In a decision that may not bode well for retailers, a California appellate court has reversed the dismissal of a class action suit against Brookstone Co. in which plaintiffs allege that the company illegally collected consumers’ ZIP codes.

The plaintiffs filed suit prior to the decision in Pineda v. Williams-Sonoma, which held that the collection of ZIP codes as part of credit card transactions violates the Song-Beverly Act.

In 2009 a trial court agreed with Brookstone that a zip code did not constitute “personal identification information” under the Act and dismissed the suit.
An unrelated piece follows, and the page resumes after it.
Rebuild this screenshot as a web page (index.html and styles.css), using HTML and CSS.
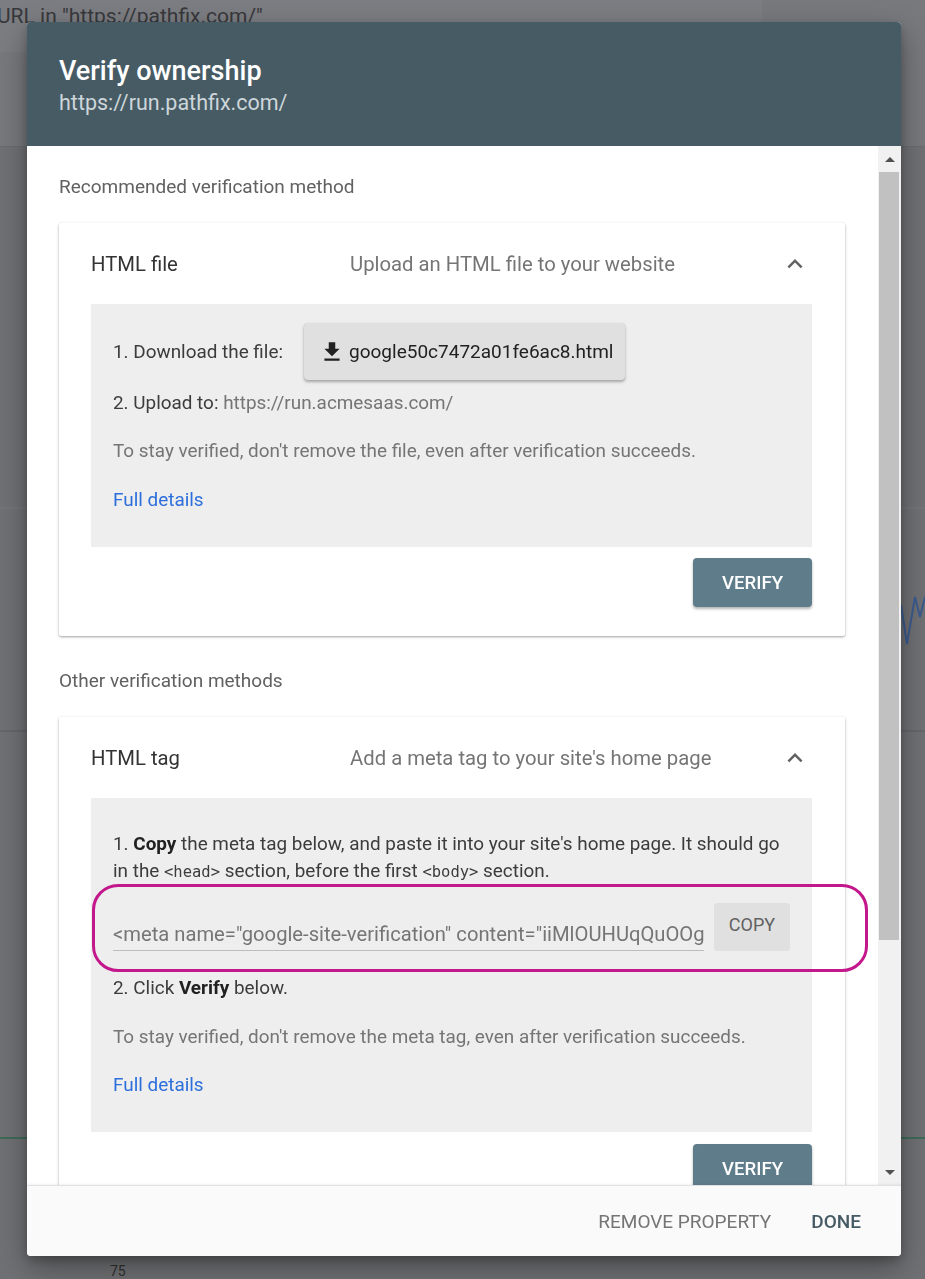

But after Pineda was issued by the California Supreme Court – and the Court said its holding should be retroactively applied – the plaintiff sought to reverse dismissal of her case.

Brookstone disagreed and sought to apply Pineda prospectively only.

In an unpublished decision, the court sided with the plaintiff. “Pineda expressly concluded: ‘The only reasonable interpretation of [the Act] is that personal identification information includes a cardholder’s zip code,’” the court emphasized.

Even though courts had previously ruled that the Act did not include ZIP codes, those contrary interpretations were not reasonable, the court said.

“If the California Supreme Court concludes an interpretation of the plain language of a statute is the only reasonable one, a party cannot persuasively assert that interpretation was unexpected or unforeseeable simply because certain attorneys, trial courts, and/or courts of appeal may have previously reached contrary conclusions regarding that statute,” the court said.

Brookstone’s due process rights would therefore not be violated by a retrospective application of the Pineda decision, the court held, and reinstated the case.

To read the court’s opinion in Alvarez v. Brookstone, click here.

Why it matters: The Pineda decision has already resulted in hundreds of similar suits, and despite the court’s choice to issue Alvarez as an unpublished decision, it will be cited by plaintiffs’ attorneys for support in those cases.